Oil prices tumbled below $50 a barrel on Monday, spooking global financial markets and signaling that the remarkable 50 percent price drop since June was continuing this year and even quickening.
The new drop in American and global benchmarks of more than 5 percent was accompanied by reports of increased Middle Eastern oil exports, continuing increases in American production and renewed worries about the declining economic fortunes of Europe.
The plunge once again sent fear through global markets. The Standard & Poor’s 500-stock index fell 37.62 points, or 1.83 percent, to 2,020.58. The Vix, a measure of market volatility that is known as Wall Street’s fear gauge, leaped about 12 percent. And in Tokyo, the Nikkei 225 tumbled more than 2.5 percent Tuesday in morning trading.

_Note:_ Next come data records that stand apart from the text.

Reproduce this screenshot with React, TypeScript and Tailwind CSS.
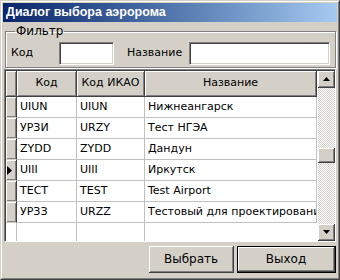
const rows = [
  { code: 'UIUN', icao: 'UIUN', name: 'Нижнеангарск' },
  { code: 'УРЗИ', icao: 'URZY', name: 'Тест НГЭА' },
  { code: 'ZYDD', icao: 'ZYDD', name: 'Дандун' },
  { code: 'UIII', icao: 'UIII', name: 'Иркутск', current: true },
  { code: 'ТЕСТ', icao: 'TEST', name: 'Test Airport' },
  { code: 'УРЗЗ', icao: 'URZZ', name: 'Тестовый для проектирования' },
]

const raised =
  'bg-[#d4d0c8] border-r border-b border-[#404040] shadow-[inset_1px_1px_0_#fff,inset_-1px_-1px_0_#808080]'
const sunken =
  'bg-white border border-t-[#808080] border-l-[#808080] border-r-white border-b-white shadow-[inset_1px_1px_0_#404040,inset_-1px_-1px_0_#d4d0c8]'

const Arrow = ({ up }: { up?: boolean }) => (
  <svg width="7" height="4" viewBox="0 0 7 4">
    <path d={up ? 'M3.5 0 L7 4 L0 4 Z' : 'M0 0 L7 0 L3.5 4 Z'} fill="#000" />
  </svg>
)

export default function App() {
  return (
    <div className="w-[340px] h-[280px] bg-[#d4d0c8] border border-t-[#d4d0c8] border-l-[#d4d0c8] border-r-[#404040] border-b-[#404040] font-['DejaVu_Sans',sans-serif] text-[11px] text-black">
      <div className="h-full flex flex-col border border-t-white border-l-white border-r-[#808080] border-b-[#808080] p-px">
        {/* title bar */}
        <div className="h-[19px] shrink-0 flex items-center pl-[3px] bg-gradient-to-r from-[#0a246a] to-[#a6caf0] text-white font-['Liberation_Sans',sans-serif] font-bold text-[12.5px]">
          Диалог выбора аэророма
        </div>

        {/* filter */}
        <fieldset className="mx-[2px] mt-[2px] h-[44px] shrink-0 border border-[#808080] shadow-[inset_1px_1px_0_#fff,1px_1px_0_#fff] px-[5px]">
          <legend className="ml-[4px] px-px text-[12px] leading-[14px]">Фильтр</legend>
          <div className="flex items-center h-[24px] mt-[3px]">
            <span className="w-[48px]">Код</span>
            <div className={`${sunken} w-[55px] h-[23px]`} />
            <span className="ml-[13px] w-[62px]">Название</span>
            <div className={`${sunken} w-[141px] h-[23px]`} />
          </div>
        </fieldset>

        {/* grid */}
        <div className="mx-px mt-px h-[173px] shrink-0 flex border border-t-[#808080] border-l-[#808080] border-r-white border-b-white shadow-[inset_1px_1px_0_#404040]">
          <div className="flex-1 flex flex-col bg-white mt-px ml-px">
            <div className="flex h-[26px] shrink-0">
              <div className={`${raised} w-[11px]`} />
              <div className={`${raised} w-[60px] flex items-center justify-center`}>Код</div>
              <div className={`${raised} w-[68px] flex items-center justify-center`}>Код ИКАО</div>
              <div className={`${raised} w-[172px] flex items-center justify-center`}>Название</div>
            </div>
            {rows.map((r) => (
              <div key={r.code} className="flex h-[21px] shrink-0">
                <div className={`${raised} w-[11px] border-b-[#d4d0c8] flex items-center`}>
                  {r.current && (
                    <svg width="6" height="9" viewBox="0 0 6 9" className="ml-[1px]">
                      <path d="M0 0 L5 4.5 L0 9 Z" fill="#000" />
                    </svg>
                  )}
                </div>
                <div className="w-[60px] border-r border-b border-[#c0c0c0] flex items-center pl-[3px]">{r.code}</div>
                <div className="w-[68px] border-r border-b border-[#c0c0c0] flex items-center pl-[3px]">{r.icao}</div>
                <div className="w-[172px] border-r border-b border-[#c0c0c0] flex items-center pl-[3px] overflow-hidden whitespace-nowrap">
                  {r.name}
                </div>
              </div>
            ))}
            <div className="flex flex-1">
              <div className="w-[11px] border-r border-[#c0c0c0]" />
              <div className="w-[60px] border-r border-[#c0c0c0]" />
              <div className="w-[68px] border-r border-[#c0c0c0]" />
              <div className="w-[172px]" />
            </div>
          </div>

          {/* scrollbar */}
          <div className="w-[17px] shrink-0 flex flex-col mt-px">
            <div className={`${raised} h-[17px] flex items-center justify-center`}>
              <Arrow up />
            </div>
            <div className="flex-1 flex flex-col bg-[repeating-conic-gradient(#fff_0_25%,#d4d0c8_0_50%)] bg-[length:2px_2px]">
              <div className="h-[60px]" />
              <div className={`${raised} h-[15px]`} />
            </div>
            <div className={`${raised} h-[17px] flex items-center justify-center`}>
              <Arrow />
            </div>
          </div>
        </div>

        {/* buttons */}
        <div className="flex justify-end gap-[3px] mt-[4px] pr-px">
          <button className={`${raised} w-[85px] h-[27px] text-[12px]`}>Выбрать</button>
          <div className="border border-black">
            <button className={`${raised} w-[97px] h-[25px] text-[12px]`}>Выход</button>
          </div>
        </div>
      </div>
    </div>
  )
}
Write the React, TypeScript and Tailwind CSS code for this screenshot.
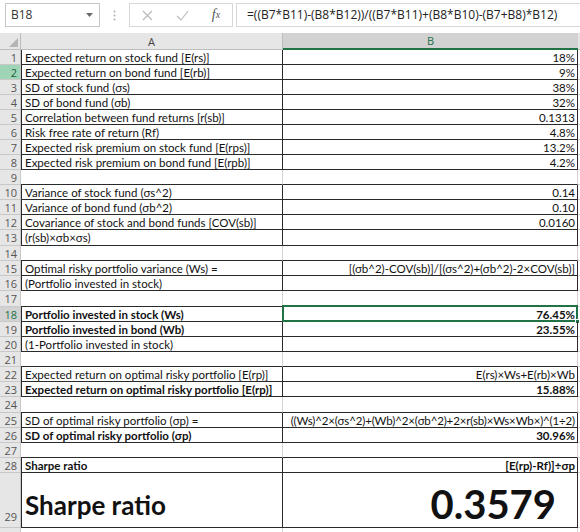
import React from "react";

type Row = {
  n: number;
  a?: string;
  b?: string;
  boxed?: boolean;
  bold?: boolean;
  h?: number;
  tight?: boolean;
};

const ROWS: Row[] = [
  { n: 1, a: "Expected return on stock fund [E(rs)]", b: "18%", boxed: true },
  { n: 2, a: "Expected return on bond fund [E(rb)]", b: "9%", boxed: true },
  { n: 3, a: "SD of stock fund (σs)", b: "38%", boxed: true },
  { n: 4, a: "SD of bond fund (σb)", b: "32%", boxed: true },
  { n: 5, a: "Correlation between fund returns [r(sb)]", b: "0.1313", boxed: true },
  { n: 6, a: "Risk free rate of return (Rf)", b: "4.8%", boxed: true },
  { n: 7, a: "Expected risk premium on stock fund [E(rps)]", b: "13.2%", boxed: true },
  { n: 8, a: "Expected risk premium on bond fund [E(rpb)]", b: "4.2%", boxed: true },
  { n: 9 },
  { n: 10, a: "Variance of stock fund (σs^2)", b: "0.14", boxed: true },
  { n: 11, a: "Variance of bond fund (σb^2)", b: "0.10", boxed: true },
  { n: 12, a: "Covariance of stock and bond funds [COV(sb)]", b: "0.0160", boxed: true },
  { n: 13, a: "(r(sb)×σb×σs)", boxed: true, h: 16 },
  { n: 14 },
  { n: 15, a: "Optimal risky portfolio variance (Ws) =", b: "[(σb^2)-COV(sb)]/[(σs^2)+(σb^2)-2×COV(sb)]", boxed: true },
  { n: 16, a: "(Portfolio invested in stock)", boxed: true },
  { n: 17, h: 16 },
  { n: 18, a: "Portfolio invested in stock (Ws)", b: "76.45%", boxed: true, bold: true },
  { n: 19, a: "Portfolio invested in bond (Wb)", b: "23.55%", boxed: true, bold: true },
  { n: 20, a: "(1-Portfolio invested in stock)", boxed: true },
  { n: 21 },
  { n: 22, a: "Expected return on optimal risky portfolio [E(rp)]", b: "E(rs)×Ws+E(rb)×Wb", boxed: true },
  { n: 23, a: "Expected return on optimal risky portfolio [E(rp)]", b: "15.88%", boxed: true, bold: true },
  { n: 24, h: 16 },
  { n: 25, a: "SD of optimal risky portfolio (σp) =", b: "((Ws)^2×(σs^2)+(Wb)^2×(σb^2)+2×r(sb)×Ws×Wb×)^(1÷2)", boxed: true, tight: true },
  { n: 26, a: "SD of optimal risky portfolio (σp)", b: "30.96%", boxed: true, bold: true },
  { n: 27 },
  { n: 28, a: "Sharpe ratio", b: "[E(rp)-Rf)]÷σp", boxed: true, bold: true },
];

function FormulaBar() {
  return (
    <div className="h-[33px] bg-white flex items-start pt-[3px] font-['Open_Sans',sans-serif] text-[12px] text-[#333]">
      <div className="ml-[5px] w-[95px] h-[24px] border border-[#c6c6c6] flex items-center justify-between pl-[5px] pr-[6px]">
        <span>B18</span>
        <svg width="7" height="4" viewBox="0 0 7 4"><path d="M0 0h7L3.5 4z" fill="#6b6b6b" /></svg>
      </div>
      <div className="w-[29px] h-[24px] flex items-center justify-center">
        <svg width="3" height="11" viewBox="0 0 3 11">
          <circle cx="1.5" cy="1.5" r="1" fill="#b0b0b0" />
          <circle cx="1.5" cy="5.5" r="1" fill="#b0b0b0" />
          <circle cx="1.5" cy="9.5" r="1" fill="#b0b0b0" />
        </svg>
      </div>
      <div className="w-[104px] h-[24px] border border-[#d8d8d8] flex items-center">
        <div className="w-[34px] flex justify-center">
          <svg width="11" height="11" viewBox="0 0 11 11"><path d="M1 1l9 9M10 1l-9 9" stroke="#b8b8b8" strokeWidth="1.1" /></svg>
        </div>
        <div className="w-[36px] flex justify-center">
          <svg width="13" height="11" viewBox="0 0 13 11"><path d="M1 6l4 4 7-9" stroke="#b8b8b8" strokeWidth="1.1" fill="none" /></svg>
        </div>
        <div className="w-[32px] flex justify-center font-['Liberation_Serif',serif] italic text-[14px] text-[#555]">
          f<span className="text-[10px] relative top-[2px]">x</span>
        </div>
      </div>
      <div className="ml-[3px] flex-1 h-[24px] border border-[#d8d8d8] border-r-0 flex items-center pl-[10px] whitespace-nowrap overflow-hidden text-[#222]">
        =((B7*B11)-(B8*B12))/((B7*B11)+(B8*B10)-(B7+B8)*B12)
      </div>
    </div>
  );
}

function HeaderRow() {
  return (
    <div className="h-[17px] flex bg-[#e6e6e6] font-['Open_Sans',sans-serif] text-[11px] text-[#444]">
      <div className="w-[21px] border-r border-b border-[#bdbdbd] flex items-end justify-end p-[2px]">
        <svg width="9" height="9" viewBox="0 0 9 9"><path d="M9 0v9H0z" fill="#b5b5b5" /></svg>
      </div>
      <div className="w-[262px] border-r border-b border-[#bdbdbd] flex items-center justify-center">A</div>
      <div className="w-[295px] bg-[#d2d2d2] border-b-2 border-[#217346] flex items-center justify-center text-[#217346]">B</div>
      <div className="flex-1 border-b border-[#bdbdbd]" />
    </div>
  );
}

function SheetRow({ row, nextBoxed }: { row: Row; nextBoxed: boolean }) {
  const h = row.h ?? 15;
  const dark = row.boxed || nextBoxed;
  const selected = row.n === 18;
  return (
    <div className="flex" style={{ height: h }}>
      <div
        className={`w-[21px] border-r border-b border-[#c8c8c8] flex items-center justify-end pr-[3px] text-[11px] font-['Open_Sans',sans-serif] ${
          row.n === 2 ? "bg-[#9fd5b7] text-[#1e5c3a]" : selected ? "bg-[#d2d2d2] text-[#217346]" : "bg-[#e6e6e6] text-[#555]"
        }`}
      >
        {row.n}
      </div>
      <div
        className={`w-[262px] border-b border-r flex items-center pl-[3px] pt-[1px] whitespace-nowrap overflow-hidden ${
          row.boxed ? "border-l border-l-[#2a2a2a] border-r-[#2a2a2a]" : "border-r-[#d4d4d4]"
        } ${dark ? "border-b-[#2a2a2a]" : "border-b-[#d4d4d4]"} ${row.bold ? "font-bold" : ""}`}
      >
        {row.a}
      </div>
      <div
        className={`relative w-[295px] border-b border-r flex items-center justify-end pr-[2px] pt-[1px] whitespace-nowrap ${
          row.boxed ? "border-r-[#2a2a2a]" : "border-r-[#d4d4d4]"
        } ${dark ? "border-b-[#2a2a2a]" : "border-b-[#d4d4d4]"} ${row.bold ? "font-bold" : ""} ${
          row.tight ? "tracking-[-0.15px]" : ""
        }`}
      >
        {row.b}
        {selected && (
          <div className="absolute -left-[1px] -top-[2px] right-[-1px] bottom-[-1px] border-2 border-[#217346]">
            <div className="absolute -right-[4px] -bottom-[4px] w-[5px] h-[5px] bg-[#217346] border border-white" />
          </div>
        )}
      </div>
      <div className="flex-1 border-b border-[#d4d4d4]" />
    </div>
  );
}

export default function App() {
  return (
    <div className="w-[580px] h-[532px] overflow-hidden bg-white text-[#111] font-['Lato',sans-serif] text-[11.5px] leading-none">
      <FormulaBar />
      <HeaderRow />
      {ROWS.map((r, i) => (
        <SheetRow key={r.n} row={r} nextBoxed={!!ROWS[i + 1]?.boxed || r.n === 28} />
      ))}
      <div className="flex h-[55px]">
        <div className="w-[21px] bg-[#e6e6e6] border-r border-b border-[#c8c8c8] flex items-end justify-end pr-[3px] pb-[5px] text-[11px] text-[#555] font-['Open_Sans',sans-serif]">
          29
        </div>
        <div className="w-[262px] border-l border-r border-b border-[#2a2a2a] flex items-end pl-[3px] pb-[9px] font-bold text-[26px]">
          Sharpe ratio
        </div>
        <div className="w-[295px] border-r border-b border-[#2a2a2a] flex items-end justify-end pr-[21px] pb-[3px] font-bold text-[40px]">
          0.3579
        </div>
        <div className="flex-1 border-b border-[#d4d4d4]" />
      </div>
      <div className="flex h-[10px]">
        <div className="w-[21px] bg-[#e6e6e6] border-r border-[#c8c8c8]" />
        <div className="w-[262px] border-r border-[#d4d4d4]" />
        <div className="w-[295px] border-r border-[#d4d4d4]" />
      </div>
    </div>
  );
}
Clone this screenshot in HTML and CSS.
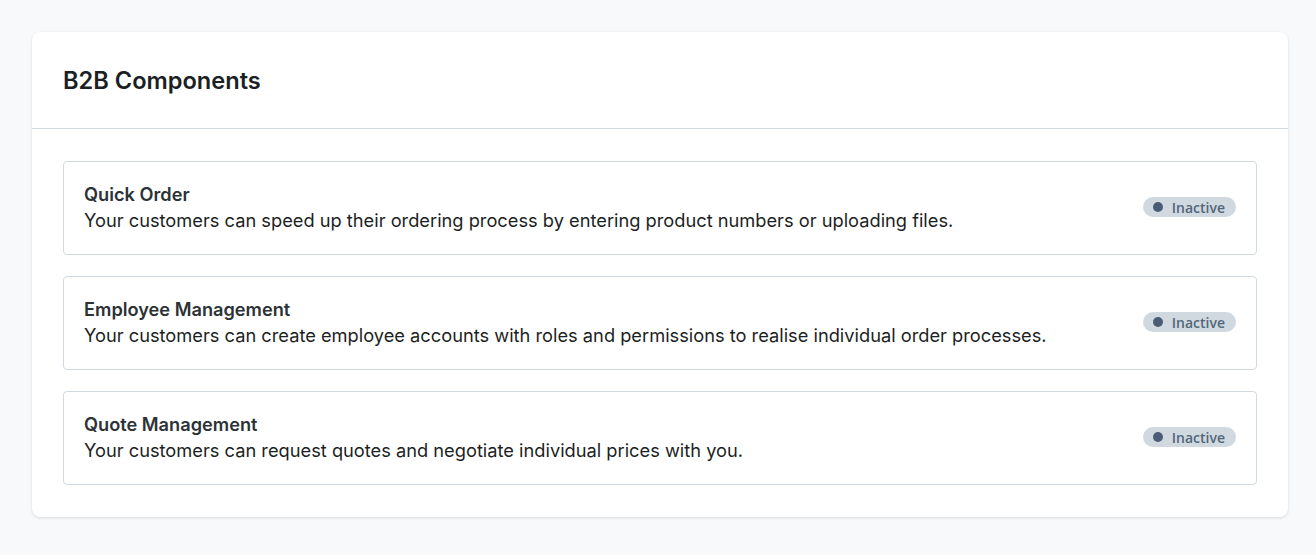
FILE: index.html
```html
<!DOCTYPE html>
<html>
<head>
<meta charset="utf-8">
<link rel="stylesheet" href="styles.css">
</head>
<body>
<div class="page">
  <section class="card">
    <header class="card-header">
      <h2 class="card-title">B2B Components</h2>
    </header>
    <div class="card-body">
      <div class="item">
        <div class="item-text">
          <div class="item-title">Quick Order</div>
          <div class="item-desc">Your customers can speed up their ordering process by entering product numbers or uploading files.</div>
        </div>
        <span class="badge"><span class="dot"></span>Inactive</span>
      </div>
      <div class="item">
        <div class="item-text">
          <div class="item-title">Employee Management</div>
          <div class="item-desc">Your customers can create employee accounts with roles and permissions to realise individual order processes.</div>
        </div>
        <span class="badge"><span class="dot"></span>Inactive</span>
      </div>
      <div class="item">
        <div class="item-text">
          <div class="item-title">Quote Management</div>
          <div class="item-desc">Your customers can request quotes and negotiate individual prices with you.</div>
        </div>
        <span class="badge"><span class="dot"></span>Inactive</span>
      </div>
    </div>
  </section>
</div>
</body>
</html>
```

FILE: styles.css
```css
* { box-sizing: border-box; }
html, body { margin: 0; padding: 0; }
body {
  background: #f8f9fb;
  font-family: Inter, "Liberation Sans", sans-serif;
  color: #1c1f23;
}
.page { padding: 32px 28px 38px 32px; }
.card {
  background: #fff;
  border-radius: 8px;
  box-shadow: 0 1px 3px rgba(0, 0, 0, 0.12), 0 0 1px rgba(0,0,0,0.06);
}
.card-header {
  height: 97px;
  padding: 0 31px;
  display: flex;
  align-items: center;
  border-bottom: 1px solid #d1d9e0;
}
.card-title {
  margin: 0;
  font-size: 23.6px;
  font-weight: 600;
  color: #1c1f23;
  line-height: 30px;
  padding-top: 1px;
}
.card-body {
  padding: 32px 31px;
  display: flex;
  flex-direction: column;
  gap: 21px;
}
.item {
  border: 1px solid #d1d9e0;
  border-radius: 4px;
  padding: 19px 20px 21px;
  display: flex;
  align-items: center;
  justify-content: space-between;
  min-height: 94px;
}
.item-title {
  font-size: 18.2px;
  font-weight: 600;
  line-height: 26px;
  color: #2c3236;
}
.item-desc {
  font-size: 18.25px;
  line-height: 26px;
  color: #1c1f23;
}
.badge {
  display: inline-flex;
  align-items: center;
  gap: 9px;
  height: 20px;
  padding: 0 11px 0 10px;
  border-radius: 10px;
  background: #d1d9e0;
  color: #52667a;
  font-family: "Open Sans", sans-serif;
  font-size: 14px;
  font-weight: 600;
  flex: none;
}
.dot {
  width: 10px;
  height: 10px;
  border-radius: 50%;
  background: #4a5d74;
}
```
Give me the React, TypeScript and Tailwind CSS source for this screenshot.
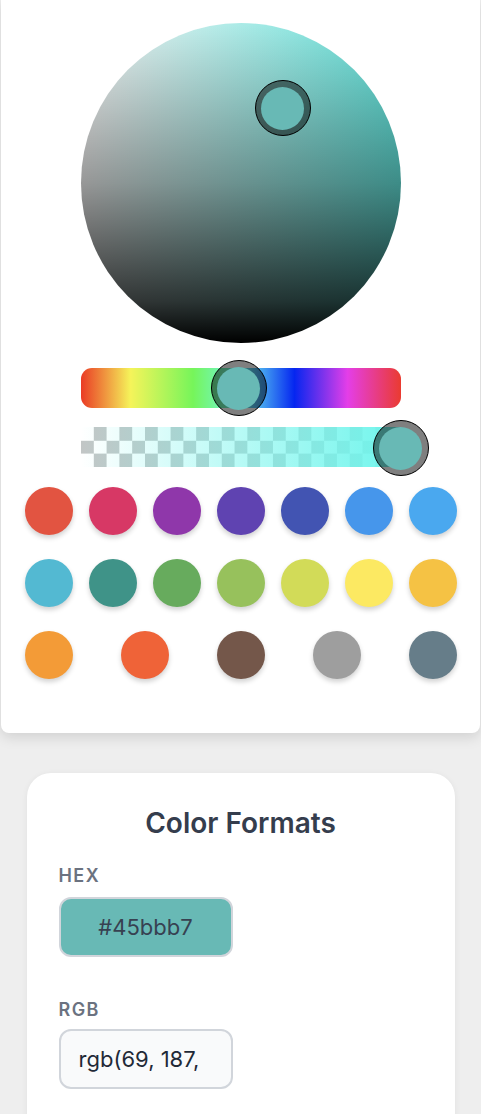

In response, investors sought safety in government bonds around the world. As bond prices rose, the yield on the 10-year Treasury note fell to 2.03 percent on Monday.
The decline in oil was not the only source of concern in the markets.
Worries about Greece’s ability to stay in the eurozone have reasserted themselves in recent days, for instance. The dollar continued its surge against the euro on Monday.
Still, as the oil price decline has continued, investors have increasingly seen it as a bad omen for the global economy. The drop may point to lower demand for oil and lower economic activity. And the decline suggests that policy makers have not managed to deal with the threat of deflation, or falling prices.